Monday, July 23, 2007

Vatican City

For an adult Catholic, the experience of seeing the Square of St. Peter's for the first time is wholly unlike any other. First you see the large pillars that seem to promise no more than any of a thousand other Roman or Grecian collonades, but the moment you pass through them you see the enormous obelisk pointing in its grasping, pagan way to the same God to which the great Dome and Spire point with unparalleled eloquence; the saints around the square welcome you with the same unflagging vigilance and joy with which they have welcomed untold hosts of pilgrims before you, who have likewise come to pay their own meager but eternal respects to the physical heart of the body of Christ. The feeling is not quite that of seeing something for the first time, for you cannot escape the impression that your are merely seeing the full face of something that has narrowly escaped your vision these many years, something that has always been present just outside your field of vision. A lifetime of near-misses, of being barely unable to turn your head fast enough to catch sight of a great and mystifying Presence is in one swift moment fulfilled; I do not think it is too much to say that the moment is a dim foreshadowing of that great eternal Moment when we shall awake and see the true face of the King of Kings, recognizing at once that we knew it all along and that we have never known it.

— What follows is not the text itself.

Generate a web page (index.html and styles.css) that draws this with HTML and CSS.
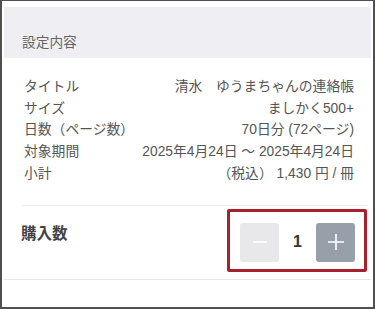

These notes I record now I scribbled first to the flickering light of a cigarette coal on the balcony of the conventual room where I am staying, from which the illuminated dome of St. Peter's is all that will let itself be seen. Night owls across the way fill the warm air with the sounds of a James Bond movie that spill generously into the sky from their open window. I do not begrudge the sound, nor the dim light with which I am struggling, for in them I find something beautiful about the nature of the Church herself, for now I am merely seeing a directly physical expression of what has always been true. Over how many of my cigarettes has the specter of St. Peter's loomed? Over how many action movies casting nets of simple joy into the unflinching night? Over how many quiet evenings beguiled into sleep by fleeting glimpses of beauties beyond my ken?
The bells ring in St. Peter's to usher in the eleven o'clock hour, unsettling the quiet with their undeniable thrumming. I look at St. Peter's and, hearing the bells, I realize that for all the sins of its past occupants, the Body of Christ still throbs within it. The throbbing of St. Peter's great heart awakens vibrations in my soul as well, and I feel anew the Body of Christ that some meager hours ago the priest laid on my tongue. From the depth of my sin comes the thrumming and the throbbing of Christ, creating earthy and ethereal harmonies with the bells that ring out to the night over St. Peter's. The clappers of the bells seem to have lost the power to strike, gaining instead the power to pour out rivers of pure sound unbroken by violence: the sound is that of blood streaming from a wound.